Em 2010, a Corte Interamericana de Direitos Humanos (IDH) analisou o caso Gomes Lund e outros vs. Brasil, que tratava da responsabilização do Estado brasileiro pela detenção arbitrária, tortura e desaparecimento forçado de 70 pessoas resultante de operações do Exército para erradicar a Guerrilha do Araguaia. Entre outros pontos, a sentença determinou ao estado brasileiro a condução eficaz da investigação penal para esclarecer os fatos ocorridos durante a ditadura, para definir as correspondentes responsabilidades penais e para impor efetivamente as sanções penais cabíveis. Em 2011, foi criado, no âmbito da 2ª Câmara de Coordenação e Revisão do MPF (criminal e controle externo da atividade policial), o Grupo de Trabalho Justiça de Transição (GTJT), com o objetivo de fornecer apoio jurídico e operacional aos procuradores da República para investigar e processar casos de graves violações a DH cometidas durante o regime militar e buscar fomentar ambiente propício para a reflexão sobre o tema e para a tomada de posições institucionais sobre a questão.
Como resultado desta atuação, foram ajuizadas até o momento oito denúncias contra agentes da repressão. Destas, sete denúncias foram apresentadas à Justiça Federal por crimes de desaparecimento forçado (sequestro) e de ocultação de cadáver, que são permanentes, ou seja, tiveram início no momento em que ocorreram e não cessaram até hoje. Por isso, não foram alcançados pela Lei de Anistia, nem lhes resulta aplicável a prescrição. A oitava se refere a crimes de homicídio, associação criminosa e transporte de explosivos no Riocentro, praticados após a vigência da Lei de Anistia. O MPF entende que a prescrição não incide, porque são crimes contra a humanidade, e que há obrigatoriedade de cumprimento da decisão da Corte IDH.
Em 2009, a Procuradoria Federal dos Direitos do Cidadão criou o Grupo de Trabalho Memória e Verdade, da PFDC. O GT tem atuado para garantir o acesso a informações sobre a localização de restos mortais de desaparecidos, inclusive àquelas mantidas sob sigilo público ou privado.
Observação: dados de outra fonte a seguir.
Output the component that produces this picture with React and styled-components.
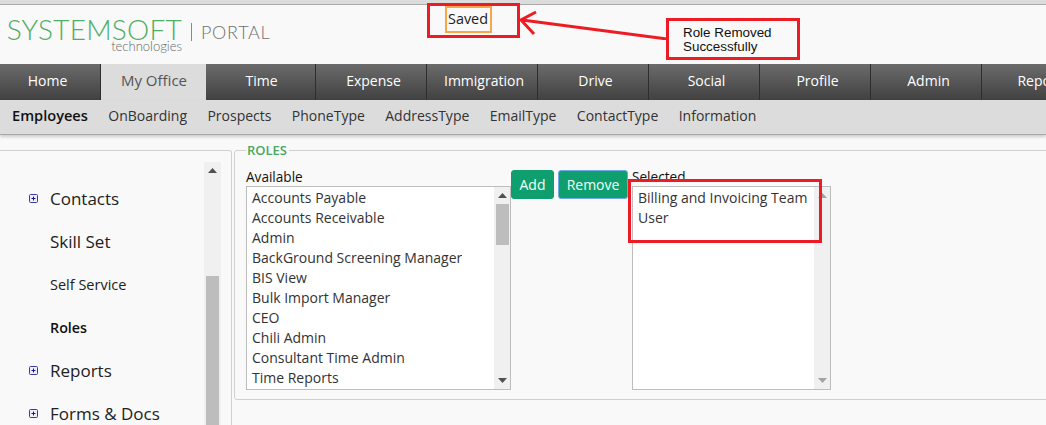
import React from "react";
import styled, { createGlobalStyle } from "styled-components";

const GlobalStyle = createGlobalStyle`
  html, body {
    margin: 0;
    padding: 0;
    width: 1046px;
    height: 425px;
    overflow: hidden;
    background: #f9f9f9;
    font-family: "Open Sans", sans-serif;
  }
`;

const Page = styled.div`
  position: relative;
  width: 1046px;
  height: 425px;
  overflow: hidden;
`;

const TopStrip = styled.div`
  height: 4px;
  background: #dcdcdc;
  border-bottom: 1px solid #a9a9a9;
`;

const Header = styled.header`
  display: flex;
  height: 59px;
  background: #f9f9f9;
`;

const LogoBlock = styled.div`
  display: flex;
  flex-direction: column;
  align-items: flex-end;
  width: 174px;
  margin-left: 8px;
  padding-top: 11px;
`;

const LogoName = styled.span`
  font-family: Lato, sans-serif;
  font-weight: 300;
  font-size: 28px;
  line-height: 26px;
  letter-spacing: 0.25px;
  color: #4fae62;
  white-space: nowrap;
`;

const LogoSub = styled.span`
  font-family: Lato, sans-serif;
  font-weight: 300;
  font-size: 13px;
  line-height: 11px;
  margin-top: -1px;
  color: #666;
`;

const LogoDivider = styled.div`
  width: 1px;
  height: 18px;
  margin: 18px 0 0 9px;
  background: #888;
`;

const PortalName = styled.span`
  width: 70px;
  margin: 15px 0 0 9px;
  font-family: Lato, sans-serif;
  font-weight: 300;
  font-size: 18px;
  line-height: 24px;
  letter-spacing: 0.7px;
  color: #707070;
`;

const SavedMessage = styled.span`
  align-self: flex-start;
  margin: 1px 0 0 174px;
  padding: 0 2px 0 1px;
  height: 23px;
  border: 2px solid #f7a64a;
  font-size: 14.4px;
  line-height: 22px;
  color: #222;
`;

const Nav = styled.nav`
  display: flex;
  height: 36px;
  background: linear-gradient(#6b6b6b, #414141);
`;

const Tab = styled.a`
  flex: none;
  box-sizing: border-box;
  width: ${(p) => p.$width}px;
  padding: 0 ${(p) => p.$endPad || 0}px 0 ${(p) => p.$startPad || 0}px;
  border-right: 1px solid ${(p) => (p.$active ? "transparent" : "#2e2e2e")};
  background: ${(p) => (p.$active ? "#dcdcdc" : "transparent")};
  color: ${(p) => (p.$active ? "#555" : "#fff")};
  font-size: ${(p) => (p.$active ? 15 : 14)}px;
  line-height: 33px;
  text-align: center;
  overflow: hidden;
  white-space: nowrap;
`;

const SubNav = styled.div`
  display: flex;
  align-items: center;
  gap: 20.4px;
  height: 35px;
  padding: 0 0 4px 12px;
  box-sizing: border-box;
  background: #dcdcdc;
  border-bottom: 1px solid #a8a8a8;
  box-shadow: 0 2px 3px rgba(0, 0, 0, 0.18);
  position: relative;
`;

const SubLink = styled.a`
  font-size: ${(p) => (p.$active ? 14.6 : 14)}px;
  font-weight: ${(p) => (p.$active ? 600 : 400)};
  color: ${(p) => (p.$active ? "#111" : "#333")};
`;

const Main = styled.div`
  display: flex;
  align-items: flex-start;
  gap: 2px;
  padding-top: 15px;
`;

const SidePanel = styled.aside`
  display: flex;
  justify-content: space-between;
  box-sizing: border-box;
  flex: none;
  width: 232px;
  height: 290px;
  padding: 11px 10px 0 0;
  border: 1px solid #d0d0d0;
  border-left: 0;
  border-radius: 0 3px 0 0;
`;

const SideList = styled.ul`
  list-style: none;
  margin: 0;
  padding: 15px 0 0 29px;
`;

const SideItem = styled.li`
  display: flex;
  align-items: center;
  height: 43px;
  padding-left: ${(p) => (p.$icon ? 0 : 21)}px;
  gap: 12px;
  font-size: ${(p) => (p.$active ? 14.3 : p.$small ? 14.5 : 17)}px;
  font-weight: ${(p) => (p.$active ? 600 : 400)};
  color: ${(p) => (p.$active ? "#111" : "#222")};
  white-space: nowrap;
`;

const ExpandIcon = styled.svg`
  flex: none;
  width: 9px;
  height: 9px;
`;

const Track = styled.div`
  display: flex;
  flex-direction: column;
  align-items: center;
  flex: none;
  width: ${(p) => p.$width}px;
  background: #f0f0f0;
`;

const Arrow = styled.svg`
  flex: none;
  width: 9px;
  height: 5px;
  margin: 6px 0;
  fill: ${(p) => (p.$muted ? "#a3a3a3" : "#505050")};
`;

const Thumb = styled.div`
  flex: none;
  width: 13px;
  height: ${(p) => p.$height}px;
  margin-top: ${(p) => p.$offset}px;
  background: #bdbdbd;
`;

const Spacer = styled.div`
  flex: 1;
`;

const RolesSet = styled.fieldset`
  flex: none;
  box-sizing: border-box;
  width: 840px;
  height: 253px;
  margin: -3px 0 0;
  padding: 0 0 0 11px;
  border: 1px solid #d0d0d0;
  border-radius: 3px;
`;

const RolesLegend = styled.legend`
  margin-left: 0;
  padding: 0 2px 0 1px;
  font-size: 13px;
  font-weight: 600;
  line-height: 7px;
  color: #4aa862;
`;

const RolesRow = styled.div`
  display: flex;
  align-items: flex-start;
  padding-top: 14px;
`;

const ListColumn = styled.div`
  display: flex;
  flex-direction: column;
  width: ${(p) => p.$width}px;
  margin-left: ${(p) => p.$gap || 0}px;
`;

const ListLabel = styled.label`
  font-size: 13.6px;
  line-height: 18px;
  height: 18px;
  color: #111;
`;

const ListBox = styled.div`
  display: flex;
  justify-content: space-between;
  box-sizing: border-box;
  height: 204px;
  background: #fff;
  border: 1px solid #bdbdbd;
`;

const Options = styled.div`
  padding: 1px 0 0 5px;
  overflow: hidden;
`;

const Option = styled.div`
  font-size: 14px;
  line-height: 20px;
  color: #333;
  white-space: nowrap;
`;

const Button = styled.button`
  box-sizing: border-box;
  height: 29px;
  margin-top: 2px;
  padding: 0;
  width: ${(p) => p.$width}px;
  margin-left: ${(p) => p.$gap}px;
  border: 1px solid ${(p) => (p.$focused ? "#6fa9e8" : "#0f9f6e")};
  border-radius: 3px;
  background: #0f9f6e;
  color: #f4fff9;
  font-family: inherit;
  font-size: 14px;
`;

const RedBox = styled.div`
  position: absolute;
  box-sizing: border-box;
  left: ${(p) => p.$x}px;
  top: ${(p) => p.$y}px;
  width: ${(p) => p.$w}px;
  height: ${(p) => p.$h}px;
  border: 3px solid #ed1c24;
`;

const CalloutBox = styled(RedBox)`
  padding: 5px 0 0 14px;
  background: #f9f9f9;
  font-family: "Liberation Sans", sans-serif;
  font-size: 13.4px;
  line-height: 14px;
  color: #111;
`;

const CalloutArrow = styled.svg`
  position: absolute;
  left: 515px;
  top: 8px;
  width: 155px;
  height: 32px;
  fill: none;
  stroke: #ed1c24;
  stroke-width: 3;
`;

const tabs = [
  { label: "Home", width: 101, endPad: 5 },
  { label: "My Office", width: 105, startPad: 2, active: true },
  { label: "Time", width: 110, startPad: 2 },
  { label: "Expense", width: 111, startPad: 5 },
  { label: "Immigration", width: 111, startPad: 4 },
  { label: "Drive", width: 111, startPad: 5 },
  { label: "Social", width: 111, startPad: 5 },
  { label: "Profile", width: 111, startPad: 5 },
  { label: "Admin", width: 111, startPad: 5 },
  { label: "Report", width: 111, startPad: 5 },
];

const subLinks = [
  "OnBoarding",
  "Prospects",
  "PhoneType",
  "AddressType",
  "EmailType",
  "ContactType",
  "Information",
];

const available = [
  "Accounts Payable",
  "Accounts Receivable",
  "Admin",
  "BackGround Screening Manager",
  "BIS View",
  "Bulk Import Manager",
  "CEO",
  "Chili Admin",
  "Consultant Time Admin",
  "Time Reports",
];

const UpArrow = (props) => (
  <Arrow viewBox="0 0 9 5" {...props}>
    <path d="M4.5 0 9 5H0z" />
  </Arrow>
);

const DownArrow = (props) => (
  <Arrow viewBox="0 0 9 5" {...props}>
    <path d="M0 0h9L4.5 5z" />
  </Arrow>
);

const Expand = () => (
  <ExpandIcon viewBox="0 0 9 9">
    <rect x="0.5" y="0.5" width="8" height="8" rx="1" fill="#eef" stroke="#3a3a9c" />
    <path d="M2.5 4.5h4M4.5 2.5v4" stroke="#1a1a8c" />
  </ExpandIcon>
);

export default function App() {
  return (
    <Page>
      <GlobalStyle />
      <TopStrip />
      <Header>
        <LogoBlock>
          <LogoName>SYSTEMSOFT</LogoName>
          <LogoSub>technologies</LogoSub>
        </LogoBlock>
        <LogoDivider />
        <PortalName>PORTAL</PortalName>
        <SavedMessage>Saved</SavedMessage>
      </Header>
      <Nav>
        {tabs.map((tab) => (
          <Tab
            key={tab.label}
            $width={tab.width}
            $startPad={tab.startPad}
            $endPad={tab.endPad}
            $active={tab.active}
          >
            {tab.label}
          </Tab>
        ))}
      </Nav>
      <SubNav>
        <SubLink $active>Employees</SubLink>
        {subLinks.map((label) => (
          <SubLink key={label}>{label}</SubLink>
        ))}
      </SubNav>
      <Main>
        <SidePanel>
          <SideList>
            <SideItem $icon>
              <Expand />
              Contacts
            </SideItem>
            <SideItem>Skill Set</SideItem>
            <SideItem $small>Self Service</SideItem>
            <SideItem $small $active>
              Roles
            </SideItem>
            <SideItem $icon>
              <Expand />
              Reports
            </SideItem>
            <SideItem $icon>
              <Expand />
              Forms &amp; Docs
            </SideItem>
          </SideList>
          <Track $width={17}>
            <UpArrow />
            <Thumb $height={150} $offset={97} />
          </Track>
        </SidePanel>
        <RolesSet>
          <RolesLegend>ROLES</RolesLegend>
          <RolesRow>
            <ListColumn $width={265}>
              <ListLabel>Available</ListLabel>
              <ListBox>
                <Options>
                  {available.map((role) => (
                    <Option key={role}>{role}</Option>
                  ))}
                </Options>
                <Track $width={16}>
                  <UpArrow />
                  <Thumb $height={41} $offset={0} />
                  <Spacer />
                  <DownArrow />
                </Track>
              </ListBox>
            </ListColumn>
            <Button $width={43} $gap={0}>
              Add
            </Button>
            <Button $width={70} $gap={4} $focused>
              Remove
            </Button>
            <ListColumn $width={199} $gap={4}>
              <ListLabel>Selected</ListLabel>
              <ListBox>
                <Options>
                  <Option>Billing and Invoicing Team</Option>
                  <Option>User</Option>
                </Options>
                <Track $width={16}>
                  <UpArrow $muted />
                  <Spacer />
                  <DownArrow $muted />
                </Track>
              </ListBox>
            </ListColumn>
          </RolesRow>
        </RolesSet>
      </Main>
      <RedBox $x={427} $y={3} $w={93} $h={35} />
      <RedBox $x={628} $y={179} $w={194} $h={64} />
      <CalloutArrow viewBox="0 0 155 32">
        <path d="M152 31 7 12M21 4 6 12l13 14" />
      </CalloutArrow>
      <CalloutBox $x={666} $y={18} $w={134} $h={42}>
        Role Removed
        <br />
        Successfully
      </CalloutBox>
    </Page>
  );
}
Também trabalha pela responsabilização civil de perpetradores de graves violações aos direitos humanos; reparação coletiva e imaterial de danos; e reforma dos aparatos de segurança. Dentro desse grupo, há um procurador da República nomeado para acompanhar as atividades do Grupo de Trabalho Araguaia (GTA), instituído para buscar os restos mortais dos desaparecidos na Guerrilha do Araguaia e composto por representantes do Ministério da Justiça, Secretaria de Direitos Humanos e Ministério da Defesa. O acompanhamento das expedições de busca por parte do MPF tem resultado em recomendações aos ministros responsáveis para aperfeiçoar os mecanismos de buscas. Também como resultado, conseguiu-se incluir na equipe do GTA uma perita arqueóloga para acompanhar expedições.
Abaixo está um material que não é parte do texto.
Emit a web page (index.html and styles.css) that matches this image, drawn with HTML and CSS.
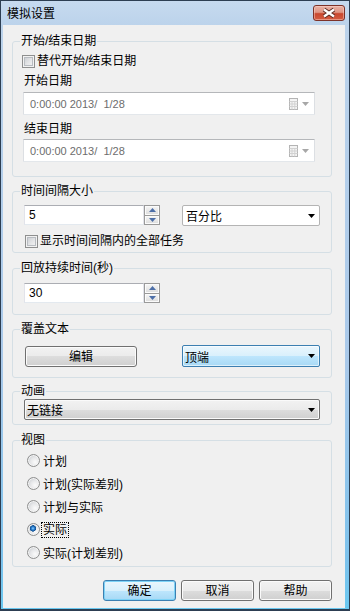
FILE: index.html
```html
<!DOCTYPE html>
<html lang="zh-CN">
<head>
<meta charset="utf-8">
<title>模拟设置</title>
<link rel="stylesheet" href="styles.css">
</head>
<body>
<div class="window">
  <div class="titlebar">
    <span class="title">模拟设置</span>
    <span class="close">
      <svg width="30" height="14" viewBox="0 0 30 14">
        <path d="M10 3.6 L20 10.4 M20 3.6 L10 10.4" stroke="#5a2a22" stroke-width="4.2" fill="none"/>
        <path d="M10 3.6 L20 10.4 M20 3.6 L10 10.4" stroke="#ffffff" stroke-width="2.4" fill="none"/>
      </svg>
    </span>
  </div>
  <div class="client">
    <fieldset class="group g1">
      <legend>开始/结束日期</legend>
      <div class="checkrow c1"><span class="box"></span><span>替代开始/结束日期</span></div>
      <div class="lbl">开始日期</div>
      <div class="datebox d1">
        <span class="dtext">0:00:00 2013/  1/28</span>
        <svg class="cal" width="9" height="12" viewBox="0 0 9 12"><rect x="0.5" y="0.5" width="8" height="11" fill="#f4f4f4" stroke="#b4b4b4"/><path d="M0.5 3.5H8.5M0.5 6H8.5M0.5 8.5H8.5M3 3.5V11.5M5.8 3.5V11.5" stroke="#d2d2d2" fill="none"/></svg>
        <svg class="dd" width="7" height="4" viewBox="0 0 7 4"><polygon points="0,0 7,0 3.5,4" fill="#a7a7a7"/></svg>
      </div>
      <div class="lbl l2">结束日期</div>
      <div class="datebox d2">
        <span class="dtext">0:00:00 2013/  1/28</span>
        <svg class="cal" width="9" height="12" viewBox="0 0 9 12"><rect x="0.5" y="0.5" width="8" height="11" fill="#f4f4f4" stroke="#b4b4b4"/><path d="M0.5 3.5H8.5M0.5 6H8.5M0.5 8.5H8.5M3 3.5V11.5M5.8 3.5V11.5" stroke="#d2d2d2" fill="none"/></svg>
        <svg class="dd" width="7" height="4" viewBox="0 0 7 4"><polygon points="0,0 7,0 3.5,4" fill="#a7a7a7"/></svg>
      </div>
    </fieldset>

    <fieldset class="group g2">
      <legend>时间间隔大小</legend>
      <div class="row r2">
        <div class="spin">
          <span class="spin-text">5</span>
          <span class="spin-btns">
            <span class="sb"><svg width="7" height="4" viewBox="0 0 7 4"><polygon points="0,4 7,4 3.5,0" fill="#4d6fa8"/></svg></span>
            <span class="sb"><svg width="7" height="4" viewBox="0 0 7 4"><polygon points="0,0 7,0 3.5,4" fill="#4d6fa8"/></svg></span>
          </span>
        </div>
        <div class="combo white pct">
          <span>百分比</span>
          <svg class="arrow" width="7" height="4" viewBox="0 0 7 4"><polygon points="0,0 7,0 3.5,4" fill="#000"/></svg>
        </div>
      </div>
      <div class="checkrow c2"><span class="box"></span><span>显示时间间隔内的全部任务</span></div>
    </fieldset>

    <fieldset class="group g3">
      <legend>回放持续时间(秒)</legend>
      <div class="row r3">
        <div class="spin">
          <span class="spin-text">30</span>
          <span class="spin-btns">
            <span class="sb"><svg width="7" height="4" viewBox="0 0 7 4"><polygon points="0,4 7,4 3.5,0" fill="#4d6fa8"/></svg></span>
            <span class="sb"><svg width="7" height="4" viewBox="0 0 7 4"><polygon points="0,0 7,0 3.5,4" fill="#4d6fa8"/></svg></span>
          </span>
        </div>
      </div>
    </fieldset>

    <fieldset class="group g4">
      <legend>覆盖文本</legend>
      <div class="row r4">
        <div class="btn edit">编辑</div>
        <div class="combo blue top">
          <span>顶端</span>
          <svg class="arrow" width="7" height="4" viewBox="0 0 7 4"><polygon points="0,0 7,0 3.5,4" fill="#000"/></svg>
        </div>
      </div>
    </fieldset>

    <fieldset class="group g5">
      <legend>动画</legend>
      <div class="combo gray anim">
        <span>无链接</span>
        <svg class="arrow" width="7" height="4" viewBox="0 0 7 4"><polygon points="0,0 7,0 3.5,4" fill="#000"/></svg>
      </div>
    </fieldset>

    <fieldset class="group g6">
      <legend>视图</legend>
      <div class="radiorow first"><span class="radio"></span><span>计划</span></div>
      <div class="radiorow"><span class="radio"></span><span>计划(实际差别)</span></div>
      <div class="radiorow"><span class="radio"></span><span>计划与实际</span></div>
      <div class="radiorow"><span class="radio on"></span><span class="focus">实际</span></div>
      <div class="radiorow"><span class="radio"></span><span>实际(计划差别)</span></div>
    </fieldset>

    <div class="buttons">
      <div class="btn default">确定</div>
      <div class="btn">取消</div>
      <div class="btn">帮助</div>
    </div>
  </div>
</div>
</body>
</html>
```
FILE: styles.css
```css
* { box-sizing: border-box; }
html, body { margin: 0; padding: 0; }
body {
  width: 350px;
  height: 611px;
  overflow: hidden;
  font-family: "Liberation Sans", "Noto Sans CJK SC", sans-serif;
  font-size: 12px;
  color: #000;
  background: #fff;
}
.window {
  width: 350px;
  height: 611px;
  border: 1px solid #2d3e52;
  border-bottom-width: 2px;
  padding: 0 4px 1px 2px;
  background: linear-gradient(#c6daef 0px, #bcd3eb 24px, #a9c9ea 60%, #7cc2ec 92%, #6ac8f0 100%);
  display: flex;
  flex-direction: column;
}
.titlebar {
  height: 24px;
  display: flex;
  align-items: flex-start;
  flex: none;
}
.title {
  margin-top: 5px;
  padding-left: 4px;
  line-height: 16px;
  height: 16px;
}
.close {
  margin-left: auto;
  margin-top: 4px;
  width: 32px;
  height: 16px;
  border: 1px solid #7d3228;
  border-radius: 3px;
  background: linear-gradient(#eab2a5 0%, #df9584 45%, #c9482f 55%, #d45d43 100%);
  box-shadow: inset 0 0 0 1px rgba(255, 220, 210, 0.45);
  display: flex;
}
.close svg { display: block; }
.client {
  flex: 1;
  background: #f0f0f0;
  padding: 9px 0 0 9px;
  display: flex;
  flex-direction: column;
}
.group {
  margin: 0;
  width: 320px;
  min-width: 0;
  border: 1px solid #d5dfe5;
  border-radius: 3px;
  padding: 0 0 0 7px;
}
.group legend {
  padding: 0 1px;
  margin: 0;
  height: 15px;
  line-height: 15px;
}
.g1 { padding-bottom: 14px; }
.g2 { margin-top: 7px; padding-bottom: 3px; }
.g3 { margin-top: 8px; padding-bottom: 11px; }
.g4 { margin-top: 7px; padding-bottom: 10px; }
.g5 { margin-top: 6px; padding-bottom: 4px; }
.g6 { margin-top: 8px; padding-bottom: 2px; }

.checkrow {
  display: flex;
  align-items: center;
  height: 16px;
  line-height: 16px;
  gap: 2px;
}
.c1 { margin-top: 4px; margin-left: 2px; }
.c2 { margin-top: 7px; margin-left: 5px; }
.box {
  width: 13px;
  height: 13px;
  flex: none;
  border: 1px solid #8e8f8f;
  background: linear-gradient(135deg, #c3c7cc 0%, #e4e5e7 55%, #f7f7f7 100%);
  box-shadow: inset 0 0 0 1px #f2f2f2, inset 0 0 0 2px #b8bcc1;
}
.lbl {
  height: 16px;
  line-height: 16px;
  margin-top: 4px;
  margin-left: 4px;
}
.lbl.l2 { margin-top: 6px; }

.datebox {
  width: 292px;
  height: 23px;
  margin-left: 3px;
  background: #fff;
  border: 1px solid;
  border-color: #b5b7ba #dcdfe3 #e3e7eb #dcdfe3;
  border-radius: 1px;
  display: flex;
  align-items: center;
  padding-left: 6px;
  padding-right: 5px;
}
.d1 { margin-top: 3px; }
.d2 { margin-top: 2px; }
.dtext {
  white-space: pre;
  font-size: 11px;
  color: #6d6d6d;
}
.cal { margin-left: auto; display: block; }
.dd { margin-left: 4px; display: block; }

.row {
  display: flex;
  align-items: flex-start;
  margin-left: 4px;
}
.r2 { margin-top: 6px; height: 21px; }
.r3 { margin-top: 7px; height: 20px; }
.r4 { margin-top: 8px; height: 22px; margin-left: 5px; }

.spin {
  width: 136px;
  height: 20px;
  display: flex;
}
.spin-text {
  flex: 1;
  background: #fff;
  border: 1px solid;
  border-color: #abadb3 #e2e3ea #e3e9ef #e2e3ea;
  padding-left: 4px;
  line-height: 18px;
}
.spin-btns {
  width: 16px;
  display: flex;
  flex-direction: column;
  gap: 1px;
  background: #9a9a9a;
  border: 1px solid #9a9a9a;
}
.sb {
  flex: 1;
  display: flex;
  align-items: center;
  justify-content: center;
  background: linear-gradient(#f6f6f6, #dcdcdc);
  box-shadow: inset 0 0 0 1px #fbfbfb;
}
.sb svg { display: block; }

.combo {
  display: flex;
  align-items: center;
  border: 1px solid;
  border-radius: 2px;
  padding: 0 4px 0 3px;
}
.arrow { margin-left: auto; display: block; }
.combo.white {
  background: #fff;
  border-color: #b4b4b4;
}
.pct { width: 138px; height: 21px; margin-left: 22px; }
.combo.blue {
  border-color: #3c7fb1;
  background: linear-gradient(#eaf6fd 0%, #d9f0fc 50%, #bee6fd 50%, #a7d9f5 100%);
  box-shadow: inset 0 0 0 1px rgba(255, 255, 255, 0.6);
}
.top { width: 138px; height: 22px; margin-left: 45px; padding-left: 2px; }
.combo.gray {
  border-color: #707070;
  background: linear-gradient(#f2f2f2 0%, #ebebeb 50%, #dddddd 50%, #cfcfcf 100%);
  box-shadow: inset 0 0 0 1px #fafafa;
}
.anim { width: 296px; height: 21px; margin-left: 4px; padding-left: 2px; }

.btn {
  width: 73px;
  height: 21px;
  border: 1px solid #707070;
  border-radius: 3px;
  background: linear-gradient(#f2f2f2 0%, #ebebeb 50%, #dddddd 50%, #cfcfcf 100%);
  box-shadow: inset 0 0 0 1px #fbfbfb;
  display: flex;
  align-items: center;
  justify-content: center;
  line-height: 16px;
}
.btn.edit { width: 112px; margin-top: 1px; }
.btn.default {
  border-color: #3c7fb1;
  background: linear-gradient(#eaf6fd 0%, #d9f0fc 50%, #bee6fd 50%, #a7d9f5 100%);
  box-shadow: inset 0 0 0 1px #7ed3f7;
}

.radiorow {
  display: flex;
  align-items: center;
  height: 23px;
  margin-left: 7px;
  gap: 3px;
}
.radiorow.first { margin-top: 1px; }
.radio {
  width: 13px;
  height: 13px;
  flex: none;
  border-radius: 50%;
  border: 1px solid #8e8f8f;
  background: radial-gradient(circle at 65% 65%, #fbfbfb 0%, #e6e7e9 45%, #bcc0c5 100%);
  box-shadow: inset 0 0 0 1px #f4f4f4;
}
.radio.on {
  background:
    radial-gradient(circle at 45% 40%, #8fd0ff 0px, #2a7fd0 1.6px, #0d4a8a 3px, transparent 3.4px),
    radial-gradient(circle at 65% 65%, #fbfbfb 0%, #e6e7e9 45%, #bcc0c5 100%);
}
.focus {
  outline: 1px dotted #000;
  outline-offset: 0;
  padding: 0 1px;
  margin-left: -1px;
  line-height: 14px;
}

.buttons {
  width: 320px;
  margin-top: 13px;
  display: flex;
  justify-content: flex-end;
  gap: 5px;
}
```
Uma das linhas de atuação do GT Memória e Verdade incentiva o tombamento histórico de edifícios onde funcionaram órgãos da repressão como forma de incentivar a preservação da memória. Busca, também, a alteração de nomes de logradouros públicos que fazem homenagem a agentes da repressão. É o caso da Ponte Rio-Niterói, que oficialmente tem o nome de Costa e Silva, ex-presidente responsável pela assinatura do AI-5.
Também com apoio da Procuradoria Federal dos Direitos do Cidadão, membros do MPF que atuam no Rio Grande do Sul participaram da exumação das ossadas do ex-presidente João Goulart, realizada em novembro de 2013 no município de São Borja. A exumação foi realizada como parte dos trabalhos desenvolvidos pelo grupo de trabalho coordenado pela Secretaria de Direitos Humanos da Presidência da República e pela Comissão Nacional da Verdade, mas converge com as fases de investigação do inquérito civil instaurado pelo MPF/RS em 2007 e que tem como objetivo apontar a suposta substância química que teria causado o envenenamento do ex-presidente e atestar a existência de uma lista de pessoas que estariam marcadas para serem assassinadas pelas ditaduras do Cone Sul.
O MPF, por meio da Procuradoria Regional da República da 3ª Região, ainda realiza o projeto Brasil Nunca Mais Digital. O site reúne cópias de 710 processos judiciais que tramitaram no Superior Tribunal Militar entre 1979 e 1982, movidos contra presos políticos e tem se constituído em importante fonte de pesquisa e consulta para os interessados no tema.
As violações de direitos humanos cometidas contra populações indígenas também são objeto de investigação do MPF. Recentemente, a 6ª Câmara de Coordenação e Revisão (populações indígenas e comunidades tradicionais) instaurou um grupo de trabalho para estabelecer a verdade e trazer o conhecimento dos fatos ocorridos durante a ditadura para a sociedade. Atualmente, está disponibilizado no site da 6ª Câmara o material trabalhado pelos membros do GT e pelos procuradores atuantes nos estados onde as violações foram cometidas. Um desses documentos é o relatório Figueiredo, elaborado pelo procurador do Ministério do Interior Jader de Figueiredo Correia que, entre os anos de 1967 e 1968, apurou denúncias de crimes cometidos contra populações indígenas no período do regime militar. O relatório ficou desaparecido por 45 anos e foi encontrado em 2013 no Museu do Índio do Rio de Janeiro. Em 2014, o GT vai atuar na apuração das violações aos direitos do Povo Waimiri-Atroari em razão da construção da BR-174, no Amazonas, vai analisar as atividades desenvolvidas durante o funcionamento do “Reformatório Krenak”, na Região Sudeste, vai apurar as atividades da “Guarda Rural Indígena – GRI”, em Minas Gerais, e também as violações aos direitos do Povo Guarani em razão da construção da Hidrelétrica de Itaipu, no Oeste do Paraná.